**Given material:**

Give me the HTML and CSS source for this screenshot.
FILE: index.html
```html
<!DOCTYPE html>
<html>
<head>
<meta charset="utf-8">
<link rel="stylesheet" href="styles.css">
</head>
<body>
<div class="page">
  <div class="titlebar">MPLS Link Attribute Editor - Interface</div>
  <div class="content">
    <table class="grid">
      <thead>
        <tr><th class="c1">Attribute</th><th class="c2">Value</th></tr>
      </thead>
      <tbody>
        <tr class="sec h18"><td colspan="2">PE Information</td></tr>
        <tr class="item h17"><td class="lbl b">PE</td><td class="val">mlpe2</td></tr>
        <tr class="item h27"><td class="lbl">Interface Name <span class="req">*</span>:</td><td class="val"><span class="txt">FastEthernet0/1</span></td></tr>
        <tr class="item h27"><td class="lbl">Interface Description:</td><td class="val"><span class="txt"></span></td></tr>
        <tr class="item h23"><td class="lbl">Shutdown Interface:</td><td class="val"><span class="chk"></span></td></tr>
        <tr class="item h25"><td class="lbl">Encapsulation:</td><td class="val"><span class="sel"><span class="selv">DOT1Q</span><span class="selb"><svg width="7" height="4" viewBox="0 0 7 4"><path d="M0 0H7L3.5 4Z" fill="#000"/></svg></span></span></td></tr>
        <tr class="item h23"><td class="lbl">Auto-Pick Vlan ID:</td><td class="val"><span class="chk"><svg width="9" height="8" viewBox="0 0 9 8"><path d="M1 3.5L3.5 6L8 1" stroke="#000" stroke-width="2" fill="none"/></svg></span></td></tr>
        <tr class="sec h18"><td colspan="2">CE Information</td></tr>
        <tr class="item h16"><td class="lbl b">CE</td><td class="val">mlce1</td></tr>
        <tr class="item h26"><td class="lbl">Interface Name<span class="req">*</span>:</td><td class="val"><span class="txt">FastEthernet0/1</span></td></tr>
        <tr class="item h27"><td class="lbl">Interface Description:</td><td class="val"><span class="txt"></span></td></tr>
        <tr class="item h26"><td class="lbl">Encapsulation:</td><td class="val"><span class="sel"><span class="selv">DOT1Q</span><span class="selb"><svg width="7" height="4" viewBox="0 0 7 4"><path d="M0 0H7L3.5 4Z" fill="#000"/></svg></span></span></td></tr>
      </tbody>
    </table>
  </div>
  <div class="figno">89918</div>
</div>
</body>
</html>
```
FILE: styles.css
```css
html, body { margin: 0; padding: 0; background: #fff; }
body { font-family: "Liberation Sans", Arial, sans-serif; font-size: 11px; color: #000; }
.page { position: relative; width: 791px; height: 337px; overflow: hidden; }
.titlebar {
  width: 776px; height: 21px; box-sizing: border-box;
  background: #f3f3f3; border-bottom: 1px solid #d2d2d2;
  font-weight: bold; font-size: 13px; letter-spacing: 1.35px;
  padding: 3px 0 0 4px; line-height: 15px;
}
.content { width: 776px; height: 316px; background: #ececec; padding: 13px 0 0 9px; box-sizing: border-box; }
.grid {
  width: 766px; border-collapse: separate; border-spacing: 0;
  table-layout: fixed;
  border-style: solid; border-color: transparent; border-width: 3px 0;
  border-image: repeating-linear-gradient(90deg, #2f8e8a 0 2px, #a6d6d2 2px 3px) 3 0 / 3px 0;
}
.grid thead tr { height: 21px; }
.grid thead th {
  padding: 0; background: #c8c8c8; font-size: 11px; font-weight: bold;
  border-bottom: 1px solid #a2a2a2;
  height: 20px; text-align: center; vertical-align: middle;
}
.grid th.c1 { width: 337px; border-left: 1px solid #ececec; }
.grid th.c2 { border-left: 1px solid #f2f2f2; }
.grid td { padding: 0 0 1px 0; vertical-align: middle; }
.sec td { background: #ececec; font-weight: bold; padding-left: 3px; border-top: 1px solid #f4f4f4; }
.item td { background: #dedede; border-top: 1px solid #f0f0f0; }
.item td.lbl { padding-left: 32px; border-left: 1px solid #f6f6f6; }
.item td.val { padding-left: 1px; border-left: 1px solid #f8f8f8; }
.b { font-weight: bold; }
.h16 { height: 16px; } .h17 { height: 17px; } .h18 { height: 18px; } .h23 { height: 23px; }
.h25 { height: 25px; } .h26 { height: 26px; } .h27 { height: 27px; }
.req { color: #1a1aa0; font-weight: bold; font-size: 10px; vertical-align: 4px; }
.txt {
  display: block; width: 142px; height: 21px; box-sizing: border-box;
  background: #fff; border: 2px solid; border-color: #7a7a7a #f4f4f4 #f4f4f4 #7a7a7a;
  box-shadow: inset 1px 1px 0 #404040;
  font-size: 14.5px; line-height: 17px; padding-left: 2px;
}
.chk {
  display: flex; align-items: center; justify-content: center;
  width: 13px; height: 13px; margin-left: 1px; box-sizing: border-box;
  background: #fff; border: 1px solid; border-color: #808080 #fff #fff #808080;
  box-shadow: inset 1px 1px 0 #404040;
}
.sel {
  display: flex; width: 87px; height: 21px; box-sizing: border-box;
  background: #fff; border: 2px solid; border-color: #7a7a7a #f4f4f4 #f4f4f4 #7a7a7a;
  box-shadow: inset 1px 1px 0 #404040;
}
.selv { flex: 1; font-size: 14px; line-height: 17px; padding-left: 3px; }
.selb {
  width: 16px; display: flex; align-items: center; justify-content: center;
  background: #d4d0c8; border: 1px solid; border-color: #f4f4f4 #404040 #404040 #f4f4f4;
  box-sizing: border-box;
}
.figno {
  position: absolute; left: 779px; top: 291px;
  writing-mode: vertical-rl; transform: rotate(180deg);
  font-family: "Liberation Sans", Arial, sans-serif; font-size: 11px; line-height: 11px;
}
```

**Goal of the exercise:**
Give back the whole listing, word for word.

**Solution to this task:**
Give me the HTML and CSS source for this screenshot.
FILE: index.html
```html
<!DOCTYPE html>
<html>
<head>
<meta charset="utf-8">
<link rel="stylesheet" href="styles.css">
</head>
<body>
<div class="page">
  <div class="titlebar">MPLS Link Attribute Editor - Interface</div>
  <div class="content">
    <table class="grid">
      <thead>
        <tr><th class="c1">Attribute</th><th class="c2">Value</th></tr>
      </thead>
      <tbody>
        <tr class="sec h18"><td colspan="2">PE Information</td></tr>
        <tr class="item h17"><td class="lbl b">PE</td><td class="val">mlpe2</td></tr>
        <tr class="item h27"><td class="lbl">Interface Name <span class="req">*</span>:</td><td class="val"><span class="txt">FastEthernet0/1</span></td></tr>
        <tr class="item h27"><td class="lbl">Interface Description:</td><td class="val"><span class="txt"></span></td></tr>
        <tr class="item h23"><td class="lbl">Shutdown Interface:</td><td class="val"><span class="chk"></span></td></tr>
        <tr class="item h25"><td class="lbl">Encapsulation:</td><td class="val"><span class="sel"><span class="selv">DOT1Q</span><span class="selb"><svg width="7" height="4" viewBox="0 0 7 4"><path d="M0 0H7L3.5 4Z" fill="#000"/></svg></span></span></td></tr>
        <tr class="item h23"><td class="lbl">Auto-Pick Vlan ID:</td><td class="val"><span class="chk"><svg width="9" height="8" viewBox="0 0 9 8"><path d="M1 3.5L3.5 6L8 1" stroke="#000" stroke-width="2" fill="none"/></svg></span></td></tr>
        <tr class="sec h18"><td colspan="2">CE Information</td></tr>
        <tr class="item h16"><td class="lbl b">CE</td><td class="val">mlce1</td></tr>
        <tr class="item h26"><td class="lbl">Interface Name<span class="req">*</span>:</td><td class="val"><span class="txt">FastEthernet0/1</span></td></tr>
        <tr class="item h27"><td class="lbl">Interface Description:</td><td class="val"><span class="txt"></span></td></tr>
        <tr class="item h26"><td class="lbl">Encapsulation:</td><td class="val"><span class="sel"><span class="selv">DOT1Q</span><span class="selb"><svg width="7" height="4" viewBox="0 0 7 4"><path d="M0 0H7L3.5 4Z" fill="#000"/></svg></span></span></td></tr>
      </tbody>
    </table>
  </div>
  <div class="figno">89918</div>
</div>
</body>
</html>
```
FILE: styles.css
```css
html, body { margin: 0; padding: 0; background: #fff; }
body { font-family: "Liberation Sans", Arial, sans-serif; font-size: 11px; color: #000; }
.page { position: relative; width: 791px; height: 337px; overflow: hidden; }
.titlebar {
  width: 776px; height: 21px; box-sizing: border-box;
  background: #f3f3f3; border-bottom: 1px solid #d2d2d2;
  font-weight: bold; font-size: 13px; letter-spacing: 1.35px;
  padding: 3px 0 0 4px; line-height: 15px;
}
.content { width: 776px; height: 316px; background: #ececec; padding: 13px 0 0 9px; box-sizing: border-box; }
.grid {
  width: 766px; border-collapse: separate; border-spacing: 0;
  table-layout: fixed;
  border-style: solid; border-color: transparent; border-width: 3px 0;
  border-image: repeating-linear-gradient(90deg, #2f8e8a 0 2px, #a6d6d2 2px 3px) 3 0 / 3px 0;
}
.grid thead tr { height: 21px; }
.grid thead th {
  padding: 0; background: #c8c8c8; font-size: 11px; font-weight: bold;
  border-bottom: 1px solid #a2a2a2;
  height: 20px; text-align: center; vertical-align: middle;
}
.grid th.c1 { width: 337px; border-left: 1px solid #ececec; }
.grid th.c2 { border-left: 1px solid #f2f2f2; }
.grid td { padding: 0 0 1px 0; vertical-align: middle; }
.sec td { background: #ececec; font-weight: bold; padding-left: 3px; border-top: 1px solid #f4f4f4; }
.item td { background: #dedede; border-top: 1px solid #f0f0f0; }
.item td.lbl { padding-left: 32px; border-left: 1px solid #f6f6f6; }
.item td.val { padding-left: 1px; border-left: 1px solid #f8f8f8; }
.b { font-weight: bold; }
.h16 { height: 16px; } .h17 { height: 17px; } .h18 { height: 18px; } .h23 { height: 23px; }
.h25 { height: 25px; } .h26 { height: 26px; } .h27 { height: 27px; }
.req { color: #1a1aa0; font-weight: bold; font-size: 10px; vertical-align: 4px; }
.txt {
  display: block; width: 142px; height: 21px; box-sizing: border-box;
  background: #fff; border: 2px solid; border-color: #7a7a7a #f4f4f4 #f4f4f4 #7a7a7a;
  box-shadow: inset 1px 1px 0 #404040;
  font-size: 14.5px; line-height: 17px; padding-left: 2px;
}
.chk {
  display: flex; align-items: center; justify-content: center;
  width: 13px; height: 13px; margin-left: 1px; box-sizing: border-box;
  background: #fff; border: 1px solid; border-color: #808080 #fff #fff #808080;
  box-shadow: inset 1px 1px 0 #404040;
}
.sel {
  display: flex; width: 87px; height: 21px; box-sizing: border-box;
  background: #fff; border: 2px solid; border-color: #7a7a7a #f4f4f4 #f4f4f4 #7a7a7a;
  box-shadow: inset 1px 1px 0 #404040;
}
.selv { flex: 1; font-size: 14px; line-height: 17px; padding-left: 3px; }
.selb {
  width: 16px; display: flex; align-items: center; justify-content: center;
  background: #d4d0c8; border: 1px solid; border-color: #f4f4f4 #404040 #404040 #f4f4f4;
  box-sizing: border-box;
}
.figno {
  position: absolute; left: 779px; top: 291px;
  writing-mode: vertical-rl; transform: rotate(180deg);
  font-family: "Liberation Sans", Arial, sans-serif; font-size: 11px; line-height: 11px;
}
```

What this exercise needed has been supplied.